What Google AI Search Is—and Why It Feels So Different
Google AI Search is Google’s shift from a list-based search engine into an AI assistant that responds conversationally, summarizes the web into AI Overviews, and performs multi-step tasks for users within the search page itself. Instead of throwing keywords into a box and scanning blue links, people now type or speak natural questions, upload screenshots or PDFs, and receive a single, packaged answer. Google calls this AI Mode and has rolled it out in nearly 200 countries in 98 languages, powered by its Gemini models. The AI Overviews experience adds a block of generated text at the top of results, outlining key points before users see the traditional links. Compared with classic search, the whole process feels compressed and accelerated, turning what used to be an open-ended journey across multiple sites into something closer to chatting with a single, ever-present AI assistant.

From Web of Links to AI Assistant Browsing
For decades, Google Search trained people to explore the web by hopping from one link to another. Now, search engine changes are steering behavior toward AI assistant browsing. AI Mode does not only answer questions; it also supports "agentic" tasks such as planning events, tracking moving-house to-dos, or organizing ongoing projects inside Search, through an internal system known as Antigravity. This turns Google from a gateway into a kind of control panel for your online life. Users can continue the same thread over time, refine instructions, and let the AI interact with websites on their behalf. The convenience is obvious: less time clicking, more time reading the outcome. But each step the assistant automates is also a step away from direct contact with the wider web, where context, personality, and diverse voices usually live.
The Lost Joy of Serendipitous Browsing
Many users say the new AI Overviews experience makes the internet feel smaller and flatter. What once felt like an open maze of forums, niche blogs, and fan sites is increasingly compressed into one summarised block. Instead of skimming search results, opening too many tabs, and discovering unexpected rabbit holes, people are nudged to read the single AI answer and move on. That removes friction but also the sense of surprise and cultural texture that made late-night browsing lively. Some worry that "zero-click" habits, where AI answers reduce the need to visit any site, will starve independent creators, publishers, and communities of attention. There is also lingering unease about accuracy, as AI systems have been criticised for presenting flawed or misleading information with high confidence, while making it harder to see which original sources shaped the response.
Preferred Sources: A New Way to Steer AI Answers
In response to concerns about opaque AI summaries, Google is expanding its Preferred Sources feature into AI Overviews and AI Mode.

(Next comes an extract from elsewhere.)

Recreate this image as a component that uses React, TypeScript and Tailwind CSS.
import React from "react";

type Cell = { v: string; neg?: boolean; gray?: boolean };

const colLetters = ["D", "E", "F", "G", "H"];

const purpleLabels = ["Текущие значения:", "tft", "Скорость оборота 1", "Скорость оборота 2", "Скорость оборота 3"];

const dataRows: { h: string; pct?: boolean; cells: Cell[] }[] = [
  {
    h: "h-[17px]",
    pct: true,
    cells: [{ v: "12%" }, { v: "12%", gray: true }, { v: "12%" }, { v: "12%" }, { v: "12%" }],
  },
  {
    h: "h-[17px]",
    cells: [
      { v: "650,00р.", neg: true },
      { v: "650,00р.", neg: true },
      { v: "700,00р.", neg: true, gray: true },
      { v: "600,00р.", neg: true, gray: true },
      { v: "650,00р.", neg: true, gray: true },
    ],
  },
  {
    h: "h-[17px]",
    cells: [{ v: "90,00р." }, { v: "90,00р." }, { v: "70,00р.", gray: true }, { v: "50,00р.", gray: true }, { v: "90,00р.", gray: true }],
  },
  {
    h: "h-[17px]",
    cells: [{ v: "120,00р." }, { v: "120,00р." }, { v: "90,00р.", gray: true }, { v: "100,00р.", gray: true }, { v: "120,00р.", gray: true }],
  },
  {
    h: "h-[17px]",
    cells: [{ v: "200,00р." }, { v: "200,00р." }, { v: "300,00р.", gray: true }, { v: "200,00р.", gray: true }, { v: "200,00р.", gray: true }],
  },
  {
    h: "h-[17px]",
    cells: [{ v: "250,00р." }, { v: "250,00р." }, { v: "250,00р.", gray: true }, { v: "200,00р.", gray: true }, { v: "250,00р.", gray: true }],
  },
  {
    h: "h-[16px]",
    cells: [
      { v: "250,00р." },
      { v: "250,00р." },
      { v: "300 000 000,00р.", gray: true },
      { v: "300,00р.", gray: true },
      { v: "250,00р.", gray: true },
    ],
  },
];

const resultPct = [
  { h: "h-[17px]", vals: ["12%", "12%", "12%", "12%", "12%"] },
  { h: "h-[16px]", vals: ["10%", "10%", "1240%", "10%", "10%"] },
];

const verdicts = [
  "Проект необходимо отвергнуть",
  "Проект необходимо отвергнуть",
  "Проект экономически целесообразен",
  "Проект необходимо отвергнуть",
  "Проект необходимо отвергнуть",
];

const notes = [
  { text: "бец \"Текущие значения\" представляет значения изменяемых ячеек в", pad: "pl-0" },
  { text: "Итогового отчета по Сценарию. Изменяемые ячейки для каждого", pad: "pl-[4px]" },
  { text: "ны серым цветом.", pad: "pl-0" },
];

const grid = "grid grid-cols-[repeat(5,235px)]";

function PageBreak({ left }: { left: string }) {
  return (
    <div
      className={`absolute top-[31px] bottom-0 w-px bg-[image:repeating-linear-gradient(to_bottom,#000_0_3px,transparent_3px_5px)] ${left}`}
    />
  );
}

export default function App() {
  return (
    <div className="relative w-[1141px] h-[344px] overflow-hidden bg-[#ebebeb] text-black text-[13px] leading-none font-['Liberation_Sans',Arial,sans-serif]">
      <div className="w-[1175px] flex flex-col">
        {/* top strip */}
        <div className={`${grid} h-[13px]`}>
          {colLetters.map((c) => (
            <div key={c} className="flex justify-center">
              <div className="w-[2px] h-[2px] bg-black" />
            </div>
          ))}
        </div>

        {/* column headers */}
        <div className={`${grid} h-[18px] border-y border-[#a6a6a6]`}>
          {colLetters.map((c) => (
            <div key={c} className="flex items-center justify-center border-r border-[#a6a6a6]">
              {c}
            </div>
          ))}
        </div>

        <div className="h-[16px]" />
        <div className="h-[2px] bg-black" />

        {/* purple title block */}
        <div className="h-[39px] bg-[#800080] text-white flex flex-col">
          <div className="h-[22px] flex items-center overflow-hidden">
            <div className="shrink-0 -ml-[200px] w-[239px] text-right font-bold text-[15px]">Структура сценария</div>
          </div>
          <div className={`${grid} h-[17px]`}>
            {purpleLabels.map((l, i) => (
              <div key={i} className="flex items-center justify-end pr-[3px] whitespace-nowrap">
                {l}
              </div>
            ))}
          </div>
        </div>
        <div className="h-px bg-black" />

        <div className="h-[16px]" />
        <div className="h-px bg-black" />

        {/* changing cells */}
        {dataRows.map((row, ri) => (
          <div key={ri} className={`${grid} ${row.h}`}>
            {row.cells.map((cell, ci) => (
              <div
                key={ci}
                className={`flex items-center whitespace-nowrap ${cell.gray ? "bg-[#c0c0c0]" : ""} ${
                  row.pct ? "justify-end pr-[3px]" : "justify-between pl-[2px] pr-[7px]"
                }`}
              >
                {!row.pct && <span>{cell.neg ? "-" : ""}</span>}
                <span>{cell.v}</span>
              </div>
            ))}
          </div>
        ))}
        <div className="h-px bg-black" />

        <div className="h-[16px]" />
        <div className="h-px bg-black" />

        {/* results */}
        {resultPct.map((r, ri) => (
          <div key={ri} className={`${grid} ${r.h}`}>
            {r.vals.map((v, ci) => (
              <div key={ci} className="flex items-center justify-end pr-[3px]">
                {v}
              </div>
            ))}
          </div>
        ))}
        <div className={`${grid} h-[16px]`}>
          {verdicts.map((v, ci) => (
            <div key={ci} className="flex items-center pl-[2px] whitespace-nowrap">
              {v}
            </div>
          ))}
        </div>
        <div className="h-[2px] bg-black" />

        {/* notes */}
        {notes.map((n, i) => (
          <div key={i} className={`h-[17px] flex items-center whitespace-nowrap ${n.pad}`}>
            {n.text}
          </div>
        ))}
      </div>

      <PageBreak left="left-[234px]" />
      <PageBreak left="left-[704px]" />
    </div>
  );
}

Users can now choose trusted publications in their search preferences, and those sites will appear with a “Preferred” badge inside the list of links that accompany AI Search answers. This gives people a way to anchor AI-generated summaries to outlets they already rely on, rather than accepting a completely opaque blend of sources. Google is also adding link carousels to some AI Overviews results, highlighting sites, social posts, and forums for developing topics that need timely updates. Preferred Sources will stand out inside these carousels as well. The change does not remove the AI layer, but it restores some control, making it easier to jump back into the open web when users want depth, nuance, or specific voices.

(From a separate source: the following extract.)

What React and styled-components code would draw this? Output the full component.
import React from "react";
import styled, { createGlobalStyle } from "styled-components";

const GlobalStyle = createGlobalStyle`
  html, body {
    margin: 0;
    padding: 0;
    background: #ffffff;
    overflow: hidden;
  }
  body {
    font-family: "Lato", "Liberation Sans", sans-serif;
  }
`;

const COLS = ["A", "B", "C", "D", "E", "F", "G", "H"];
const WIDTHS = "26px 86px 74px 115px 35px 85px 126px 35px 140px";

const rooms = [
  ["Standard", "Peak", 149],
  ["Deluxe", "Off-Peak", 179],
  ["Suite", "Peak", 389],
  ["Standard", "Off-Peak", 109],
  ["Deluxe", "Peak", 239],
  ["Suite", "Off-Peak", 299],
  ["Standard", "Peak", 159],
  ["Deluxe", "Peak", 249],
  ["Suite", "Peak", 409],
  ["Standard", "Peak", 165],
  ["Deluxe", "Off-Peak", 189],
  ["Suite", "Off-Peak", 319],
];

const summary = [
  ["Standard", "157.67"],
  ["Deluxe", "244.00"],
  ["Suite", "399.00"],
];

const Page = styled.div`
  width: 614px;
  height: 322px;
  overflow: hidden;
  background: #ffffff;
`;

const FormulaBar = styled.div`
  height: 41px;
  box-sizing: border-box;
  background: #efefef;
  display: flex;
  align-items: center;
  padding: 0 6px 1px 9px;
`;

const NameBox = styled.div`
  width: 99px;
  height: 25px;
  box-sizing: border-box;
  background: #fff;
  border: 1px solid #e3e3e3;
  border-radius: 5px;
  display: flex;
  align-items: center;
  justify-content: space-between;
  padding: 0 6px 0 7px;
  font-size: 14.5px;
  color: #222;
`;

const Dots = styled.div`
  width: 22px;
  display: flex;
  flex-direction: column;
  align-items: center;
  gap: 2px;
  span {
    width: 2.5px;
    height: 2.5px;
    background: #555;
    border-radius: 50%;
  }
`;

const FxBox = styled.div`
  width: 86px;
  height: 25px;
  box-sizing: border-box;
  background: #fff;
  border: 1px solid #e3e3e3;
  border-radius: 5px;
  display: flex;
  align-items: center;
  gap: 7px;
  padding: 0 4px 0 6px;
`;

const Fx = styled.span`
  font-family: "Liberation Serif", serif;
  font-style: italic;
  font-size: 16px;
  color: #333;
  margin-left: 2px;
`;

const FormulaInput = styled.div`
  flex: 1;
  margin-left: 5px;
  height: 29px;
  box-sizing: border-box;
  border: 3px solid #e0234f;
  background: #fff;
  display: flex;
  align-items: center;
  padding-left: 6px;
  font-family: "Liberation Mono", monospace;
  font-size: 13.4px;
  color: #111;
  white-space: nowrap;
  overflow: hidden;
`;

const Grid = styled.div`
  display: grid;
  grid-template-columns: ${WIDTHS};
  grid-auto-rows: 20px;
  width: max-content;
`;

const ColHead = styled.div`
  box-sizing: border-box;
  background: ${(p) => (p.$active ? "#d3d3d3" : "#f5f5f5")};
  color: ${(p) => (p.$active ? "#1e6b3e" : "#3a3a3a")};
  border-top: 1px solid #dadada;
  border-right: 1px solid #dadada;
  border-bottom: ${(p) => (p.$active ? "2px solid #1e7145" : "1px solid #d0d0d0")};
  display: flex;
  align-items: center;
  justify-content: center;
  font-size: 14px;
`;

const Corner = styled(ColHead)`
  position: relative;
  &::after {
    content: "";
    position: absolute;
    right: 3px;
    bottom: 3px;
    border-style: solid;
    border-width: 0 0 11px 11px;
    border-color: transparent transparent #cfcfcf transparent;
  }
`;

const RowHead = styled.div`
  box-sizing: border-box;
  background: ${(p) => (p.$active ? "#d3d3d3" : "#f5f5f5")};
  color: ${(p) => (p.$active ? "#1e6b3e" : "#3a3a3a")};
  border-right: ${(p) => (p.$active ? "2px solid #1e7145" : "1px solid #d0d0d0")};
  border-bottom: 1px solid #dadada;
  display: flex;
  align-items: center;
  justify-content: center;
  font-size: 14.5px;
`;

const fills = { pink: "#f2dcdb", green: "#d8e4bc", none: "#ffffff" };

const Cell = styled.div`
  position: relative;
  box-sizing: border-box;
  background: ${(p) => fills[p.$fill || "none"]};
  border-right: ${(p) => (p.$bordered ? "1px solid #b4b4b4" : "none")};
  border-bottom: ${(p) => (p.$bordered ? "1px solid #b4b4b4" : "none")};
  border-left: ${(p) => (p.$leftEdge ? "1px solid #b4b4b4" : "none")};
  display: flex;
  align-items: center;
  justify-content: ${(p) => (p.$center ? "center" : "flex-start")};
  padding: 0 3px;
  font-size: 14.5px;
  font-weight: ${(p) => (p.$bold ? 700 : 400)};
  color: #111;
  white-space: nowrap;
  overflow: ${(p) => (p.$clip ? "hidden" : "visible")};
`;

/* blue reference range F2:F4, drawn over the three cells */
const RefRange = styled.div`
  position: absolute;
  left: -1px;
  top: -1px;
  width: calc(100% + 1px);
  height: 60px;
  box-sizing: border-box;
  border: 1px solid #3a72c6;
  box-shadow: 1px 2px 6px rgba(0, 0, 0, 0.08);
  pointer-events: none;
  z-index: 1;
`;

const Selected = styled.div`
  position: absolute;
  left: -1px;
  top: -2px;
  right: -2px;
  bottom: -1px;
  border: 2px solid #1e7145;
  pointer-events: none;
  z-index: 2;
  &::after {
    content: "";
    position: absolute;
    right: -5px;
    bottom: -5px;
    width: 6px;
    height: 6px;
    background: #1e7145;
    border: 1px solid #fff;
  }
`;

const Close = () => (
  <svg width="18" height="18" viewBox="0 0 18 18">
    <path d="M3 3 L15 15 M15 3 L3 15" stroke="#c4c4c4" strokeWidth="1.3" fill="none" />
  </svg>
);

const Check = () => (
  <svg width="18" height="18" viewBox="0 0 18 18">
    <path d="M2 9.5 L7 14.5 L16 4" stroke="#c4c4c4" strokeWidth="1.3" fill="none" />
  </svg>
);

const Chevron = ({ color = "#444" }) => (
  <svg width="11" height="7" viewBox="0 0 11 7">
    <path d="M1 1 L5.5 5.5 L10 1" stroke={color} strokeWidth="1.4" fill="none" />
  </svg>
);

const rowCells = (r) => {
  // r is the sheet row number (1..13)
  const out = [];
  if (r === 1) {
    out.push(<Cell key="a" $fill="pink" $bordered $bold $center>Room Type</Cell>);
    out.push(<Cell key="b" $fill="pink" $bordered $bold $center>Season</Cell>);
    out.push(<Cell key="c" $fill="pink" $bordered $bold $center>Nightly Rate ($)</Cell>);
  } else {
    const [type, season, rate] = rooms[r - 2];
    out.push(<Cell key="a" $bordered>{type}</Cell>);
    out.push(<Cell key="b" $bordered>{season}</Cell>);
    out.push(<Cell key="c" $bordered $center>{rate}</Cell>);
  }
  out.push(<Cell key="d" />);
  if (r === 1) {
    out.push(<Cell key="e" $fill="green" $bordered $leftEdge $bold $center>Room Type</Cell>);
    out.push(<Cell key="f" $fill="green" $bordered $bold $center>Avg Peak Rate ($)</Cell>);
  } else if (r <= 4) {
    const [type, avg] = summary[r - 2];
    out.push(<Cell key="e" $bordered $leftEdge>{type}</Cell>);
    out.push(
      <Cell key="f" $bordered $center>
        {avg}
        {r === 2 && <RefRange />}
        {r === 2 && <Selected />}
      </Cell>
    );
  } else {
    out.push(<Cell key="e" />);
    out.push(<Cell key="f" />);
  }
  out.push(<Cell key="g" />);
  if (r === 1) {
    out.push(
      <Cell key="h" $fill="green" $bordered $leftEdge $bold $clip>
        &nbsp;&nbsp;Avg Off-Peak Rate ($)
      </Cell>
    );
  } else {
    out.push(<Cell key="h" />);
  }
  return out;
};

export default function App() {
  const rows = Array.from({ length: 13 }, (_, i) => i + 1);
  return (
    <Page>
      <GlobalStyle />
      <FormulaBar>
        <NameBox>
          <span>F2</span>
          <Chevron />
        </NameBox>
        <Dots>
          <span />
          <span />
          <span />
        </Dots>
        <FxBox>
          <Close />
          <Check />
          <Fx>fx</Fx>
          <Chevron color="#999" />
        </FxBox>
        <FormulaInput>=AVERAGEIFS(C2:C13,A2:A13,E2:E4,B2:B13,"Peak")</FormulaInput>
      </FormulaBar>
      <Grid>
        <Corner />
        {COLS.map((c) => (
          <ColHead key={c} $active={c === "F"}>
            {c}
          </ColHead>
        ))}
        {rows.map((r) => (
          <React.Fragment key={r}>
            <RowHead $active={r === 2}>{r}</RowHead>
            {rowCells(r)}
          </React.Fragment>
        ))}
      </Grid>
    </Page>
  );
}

Convenience vs. Discovery: Why AI Search Will Still Win
Despite discomfort about losing serendipity, AI-powered search is likely to become the default way many people use the web. It offers instant summaries, remembers context across queries, and helps complete multi-step tasks without forcing users to juggle dozens of tabs. Once someone experiences a good AI Overviews answer, the older ritual of scanning pages of links can feel slow and inefficient by comparison. That convenience is powerful enough that even AI skeptics may find themselves relying on Google AI Search in daily life. The tradeoff is less hands-on discovery and a more mediated relationship with information, where an AI layer sits between users and original sources. Features like Preferred Sources soften the impact, but they do not change the direction of travel: search is becoming an AI assistant first, and a doorway to the web second.